>>

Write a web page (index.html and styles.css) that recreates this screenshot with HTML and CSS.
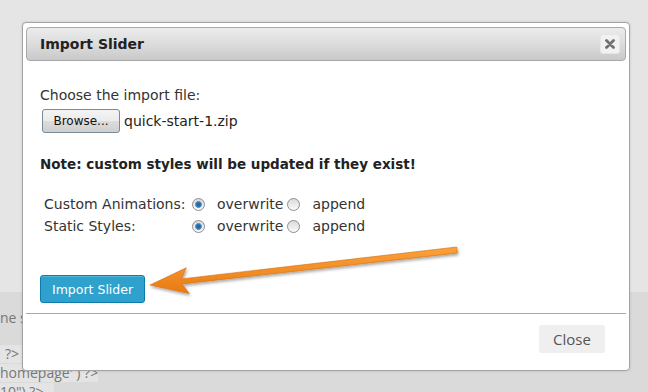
FILE: index.html
```html
<!DOCTYPE html>
<html lang="en">
<head>
    <meta charset="UTF-8">
    <meta name="viewport" content="width=device-width, initial-scale=1.0">
    <title>Import Slider</title>
    <link rel="stylesheet" href="styles.css">
</head>
<body>
    <!-- page behind the modal -->
    <div class="page-behind">
        <div class="page-top"></div>
        <div class="page-code">
            <div class="code-line plain">ne s</div>
            <div class="code-line band short">?&gt;</div>
            <div class="code-line band wide">homepage' ) ?&gt;</div>
            <div class="code-line band mid">10") ?&gt;</div>
        </div>
    </div>

    <div class="dialog">
        <div class="dialog-title">
            <span class="title-text">Import Slider</span>
            <button class="title-close" type="button" aria-label="close">
                <svg width="10" height="10" viewBox="0 0 10 10">
                    <path d="M1.5 1.5 L8.5 8.5 M8.5 1.5 L1.5 8.5" stroke="#707070" stroke-width="2.8" stroke-linecap="round"/>
                </svg>
            </button>
        </div>

        <div class="dialog-body">
            <div class="field-label">Choose the import file:</div>
            <div class="file-row">
                <button class="browse-btn" type="button">Browse...</button>
                <span class="file-name">quick-start-1.zip</span>
            </div>

            <div class="note">Note: custom styles will be updated if they exist!</div>

            <div class="options">
                <div class="option-row">
                    <span class="option-label">Custom Animations:</span>
                    <input type="radio" name="anim" checked>
                    <span class="option-text">overwrite</span>
                    <input type="radio" name="anim">
                    <span class="option-text">append</span>
                </div>
                <div class="option-row">
                    <span class="option-label">Static Styles:</span>
                    <input type="radio" name="static" checked>
                    <span class="option-text">overwrite</span>
                    <input type="radio" name="static">
                    <span class="option-text">append</span>
                </div>
            </div>

            <button class="import-btn" type="button">Import Slider</button>
        </div>

        <div class="dialog-footer">
            <button class="close-btn" type="button">Close</button>
        </div>
    </div>

    <!-- orange arrow pointing at the button -->
    <svg class="arrow" width="648" height="392" viewBox="0 0 648 392">
        <defs>
            <linearGradient id="arrowFill" x1="0" y1="0" x2="0" y2="1">
                <stop offset="0" stop-color="#fba23c"/>
                <stop offset="1" stop-color="#e97a12"/>
            </linearGradient>
            <filter id="arrowShadow" x="-10%" y="-50%" width="120%" height="200%">
                <feDropShadow dx="1" dy="2" stdDeviation="1.6" flood-color="#000" flood-opacity="0.35"/>
            </filter>
        </defs>
        <polygon
            points="150,285 189.2,293.6 182.1,283.9 457.3,253 456.7,247 181.5,278.9 186.3,267.8"
            fill="url(#arrowFill)" stroke="#d36d0c" stroke-width="0.6" stroke-linejoin="round"
            filter="url(#arrowShadow)"/>
    </svg>
</body>
</html>
```

FILE: styles.css
```css
* {
    margin: 0;
    padding: 0;
    box-sizing: border-box;
}

body {
    width: 648px;
    height: 392px;
    overflow: hidden;
    background: #e5e5e5;
    font-family: 'DejaVu Sans', Verdana, sans-serif;
    position: relative;
}

/* ---------- page behind ---------- */
.page-top {
    height: 292px;
    background: #e5e5e5;
}

.page-code {
    height: 100px;
    background: #dadada;
    padding-top: 17px;
    font-family: 'Open Sans', sans-serif;
    font-size: 14px;
    color: #777;
}

.code-line {
    height: 18px;
    line-height: 18px;
    white-space: nowrap;
}

.code-line.plain {
    margin-bottom: 18px;
}

.code-line.band {
    background: #e4e4e4;
    margin-bottom: 1px;
}

.code-line.short {
    width: 66px;
    padding-left: 5px;
}

.code-line.wide {
    width: 98px;
}

.code-line.mid {
    width: 54px;
}

/* ---------- dialog ---------- */
.dialog {
    position: absolute;
    left: 22px;
    top: 22px;
    width: 608px;
    height: 349px;
    background: #fff;
    border: 1px solid #a3a3a3;
    border-radius: 4px;
    padding: 4px 3px 0;
    box-shadow: 0 0 3px rgba(0, 0, 0, 0.12);
}

.dialog-title {
    height: 34px;
    display: flex;
    align-items: center;
    justify-content: space-between;
    padding: 0 5px 0 13px;
    border: 1px solid #a9a9a9;
    border-radius: 4px;
    background: linear-gradient(to bottom, #ececec 0%, #dcdcdc 50%, #c9c9c9 100%);
}

.title-text {
    font-weight: bold;
    font-size: 14px;
    color: #222;
}

.title-close {
    width: 20px;
    height: 20px;
    border: 1px solid #e6e6e6;
    border-radius: 3px;
    background: #f1f1f1;
    display: flex;
    align-items: center;
    justify-content: center;
}

.dialog-body {
    padding: 25px 14px 0;
    height: 253px;
    border-bottom: 1px solid #a9a9a9;
    font-size: 14px;
    color: #333;
}

.field-label {
    line-height: 18px;
}

.file-row {
    display: flex;
    align-items: center;
    gap: 4px;
    margin-top: 5px;
    margin-left: 2px;
}

.browse-btn {
    width: 78px;
    height: 24px;
    border: 1px solid #7a8a99;
    border-radius: 3px;
    background: linear-gradient(to bottom, #f4f4f4 0%, #ebebeb 48%, #dcdcdc 52%, #cfcfcf 100%);
    font-family: 'DejaVu Sans', sans-serif;
    font-size: 12px;
    color: #111;
}

.file-name {
    font-size: 14px;
    color: #222;
}

.note {
    margin-top: 22px;
    line-height: 18px;
    font-size: 13.5px;
    font-weight: bold;
    color: #222;
}

.options {
    margin-top: 20px;
    padding-left: 4px;
}

.option-row {
    display: flex;
    align-items: center;
    height: 22px;
}

.option-label {
    width: 148px;
}

.option-row input[type="radio"] {
    appearance: none;
    -webkit-appearance: none;
    width: 13px;
    height: 13px;
    border: 1px solid #8d8d8d;
    border-radius: 50%;
    background: linear-gradient(to bottom, #dadada, #fafafa);
    margin-right: 12px;
}

.option-row input[type="radio"]:checked {
    background:
        radial-gradient(circle, #2a5f95 0, #2f6fae 2px, #6aa2d6 3.2px, transparent 3.8px),
        linear-gradient(to bottom, #dadada, #fafafa);
}

.option-text {
    margin-right: 4px;
}

.import-btn {
    margin-top: 38px;
    height: 28px;
    padding: 0 11px;
    border: 1px solid #0b7cac;
    border-radius: 3px;
    background: #2ea2cc;
    color: #fff;
    font-family: 'DejaVu Sans', sans-serif;
    font-size: 12.5px;
    box-shadow: inset 0 1px 0 rgba(120, 200, 230, 0.5);
}

.dialog-footer {
    display: flex;
    justify-content: flex-end;
    padding: 11px 21px 0 0;
}

.close-btn {
    width: 66px;
    height: 28px;
    border: none;
    border-radius: 3px;
    background: #efefef;
    font-family: 'Open Sans', sans-serif;
    font-size: 15px;
    color: #555;
}

/* ---------- overlay arrow ---------- */
.arrow {
    position: absolute;
    left: 0;
    top: 0;
    pointer-events: none;
}
```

<<

Transcribe the material as is, with images omitted.

* [EXERCISE OUTPUT]:
Write a web page (index.html and styles.css) that recreates this screenshot with HTML and CSS.
FILE: index.html
```html
<!DOCTYPE html>
<html lang="en">
<head>
    <meta charset="UTF-8">
    <meta name="viewport" content="width=device-width, initial-scale=1.0">
    <title>Import Slider</title>
    <link rel="stylesheet" href="styles.css">
</head>
<body>
    <!-- page behind the modal -->
    <div class="page-behind">
        <div class="page-top"></div>
        <div class="page-code">
            <div class="code-line plain">ne s</div>
            <div class="code-line band short">?&gt;</div>
            <div class="code-line band wide">homepage' ) ?&gt;</div>
            <div class="code-line band mid">10") ?&gt;</div>
        </div>
    </div>

    <div class="dialog">
        <div class="dialog-title">
            <span class="title-text">Import Slider</span>
            <button class="title-close" type="button" aria-label="close">
                <svg width="10" height="10" viewBox="0 0 10 10">
                    <path d="M1.5 1.5 L8.5 8.5 M8.5 1.5 L1.5 8.5" stroke="#707070" stroke-width="2.8" stroke-linecap="round"/>
                </svg>
            </button>
        </div>

        <div class="dialog-body">
            <div class="field-label">Choose the import file:</div>
            <div class="file-row">
                <button class="browse-btn" type="button">Browse...</button>
                <span class="file-name">quick-start-1.zip</span>
            </div>

            <div class="note">Note: custom styles will be updated if they exist!</div>

            <div class="options">
                <div class="option-row">
                    <span class="option-label">Custom Animations:</span>
                    <input type="radio" name="anim" checked>
                    <span class="option-text">overwrite</span>
                    <input type="radio" name="anim">
                    <span class="option-text">append</span>
                </div>
                <div class="option-row">
                    <span class="option-label">Static Styles:</span>
                    <input type="radio" name="static" checked>
                    <span class="option-text">overwrite</span>
                    <input type="radio" name="static">
                    <span class="option-text">append</span>
                </div>
            </div>

            <button class="import-btn" type="button">Import Slider</button>
        </div>

        <div class="dialog-footer">
            <button class="close-btn" type="button">Close</button>
        </div>
    </div>

    <!-- orange arrow pointing at the button -->
    <svg class="arrow" width="648" height="392" viewBox="0 0 648 392">
        <defs>
            <linearGradient id="arrowFill" x1="0" y1="0" x2="0" y2="1">
                <stop offset="0" stop-color="#fba23c"/>
                <stop offset="1" stop-color="#e97a12"/>
            </linearGradient>
            <filter id="arrowShadow" x="-10%" y="-50%" width="120%" height="200%">
                <feDropShadow dx="1" dy="2" stdDeviation="1.6" flood-color="#000" flood-opacity="0.35"/>
            </filter>
        </defs>
        <polygon
            points="150,285 189.2,293.6 182.1,283.9 457.3,253 456.7,247 181.5,278.9 186.3,267.8"
            fill="url(#arrowFill)" stroke="#d36d0c" stroke-width="0.6" stroke-linejoin="round"
            filter="url(#arrowShadow)"/>
    </svg>
</body>
</html>
```

FILE: styles.css
```css
* {
    margin: 0;
    padding: 0;
    box-sizing: border-box;
}

body {
    width: 648px;
    height: 392px;
    overflow: hidden;
    background: #e5e5e5;
    font-family: 'DejaVu Sans', Verdana, sans-serif;
    position: relative;
}

/* ---------- page behind ---------- */
.page-top {
    height: 292px;
    background: #e5e5e5;
}

.page-code {
    height: 100px;
    background: #dadada;
    padding-top: 17px;
    font-family: 'Open Sans', sans-serif;
    font-size: 14px;
    color: #777;
}

.code-line {
    height: 18px;
    line-height: 18px;
    white-space: nowrap;
}

.code-line.plain {
    margin-bottom: 18px;
}

.code-line.band {
    background: #e4e4e4;
    margin-bottom: 1px;
}

.code-line.short {
    width: 66px;
    padding-left: 5px;
}

.code-line.wide {
    width: 98px;
}

.code-line.mid {
    width: 54px;
}

/* ---------- dialog ---------- */
.dialog {
    position: absolute;
    left: 22px;
    top: 22px;
    width: 608px;
    height: 349px;
    background: #fff;
    border: 1px solid #a3a3a3;
    border-radius: 4px;
    padding: 4px 3px 0;
    box-shadow: 0 0 3px rgba(0, 0, 0, 0.12);
}

.dialog-title {
    height: 34px;
    display: flex;
    align-items: center;
    justify-content: space-between;
    padding: 0 5px 0 13px;
    border: 1px solid #a9a9a9;
    border-radius: 4px;
    background: linear-gradient(to bottom, #ececec 0%, #dcdcdc 50%, #c9c9c9 100%);
}

.title-text {
    font-weight: bold;
    font-size: 14px;
    color: #222;
}

.title-close {
    width: 20px;
    height: 20px;
    border: 1px solid #e6e6e6;
    border-radius: 3px;
    background: #f1f1f1;
    display: flex;
    align-items: center;
    justify-content: center;
}

.dialog-body {
    padding: 25px 14px 0;
    height: 253px;
    border-bottom: 1px solid #a9a9a9;
    font-size: 14px;
    color: #333;
}

.field-label {
    line-height: 18px;
}

.file-row {
    display: flex;
    align-items: center;
    gap: 4px;
    margin-top: 5px;
    margin-left: 2px;
}

.browse-btn {
    width: 78px;
    height: 24px;
    border: 1px solid #7a8a99;
    border-radius: 3px;
    background: linear-gradient(to bottom, #f4f4f4 0%, #ebebeb 48%, #dcdcdc 52%, #cfcfcf 100%);
    font-family: 'DejaVu Sans', sans-serif;
    font-size: 12px;
    color: #111;
}

.file-name {
    font-size: 14px;
    color: #222;
}

.note {
    margin-top: 22px;
    line-height: 18px;
    font-size: 13.5px;
    font-weight: bold;
    color: #222;
}

.options {
    margin-top: 20px;
    padding-left: 4px;
}

.option-row {
    display: flex;
    align-items: center;
    height: 22px;
}

.option-label {
    width: 148px;
}

.option-row input[type="radio"] {
    appearance: none;
    -webkit-appearance: none;
    width: 13px;
    height: 13px;
    border: 1px solid #8d8d8d;
    border-radius: 50%;
    background: linear-gradient(to bottom, #dadada, #fafafa);
    margin-right: 12px;
}

.option-row input[type="radio"]:checked {
    background:
        radial-gradient(circle, #2a5f95 0, #2f6fae 2px, #6aa2d6 3.2px, transparent 3.8px),
        linear-gradient(to bottom, #dadada, #fafafa);
}

.option-text {
    margin-right: 4px;
}

.import-btn {
    margin-top: 38px;
    height: 28px;
    padding: 0 11px;
    border: 1px solid #0b7cac;
    border-radius: 3px;
    background: #2ea2cc;
    color: #fff;
    font-family: 'DejaVu Sans', sans-serif;
    font-size: 12.5px;
    box-shadow: inset 0 1px 0 rgba(120, 200, 230, 0.5);
}

.dialog-footer {
    display: flex;
    justify-content: flex-end;
    padding: 11px 21px 0 0;
}

.close-btn {
    width: 66px;
    height: 28px;
    border: none;
    border-radius: 3px;
    background: #efefef;
    font-family: 'Open Sans', sans-serif;
    font-size: 15px;
    color: #555;
}

/* ---------- overlay arrow ---------- */
.arrow {
    position: absolute;
    left: 0;
    top: 0;
    pointer-events: none;
}
```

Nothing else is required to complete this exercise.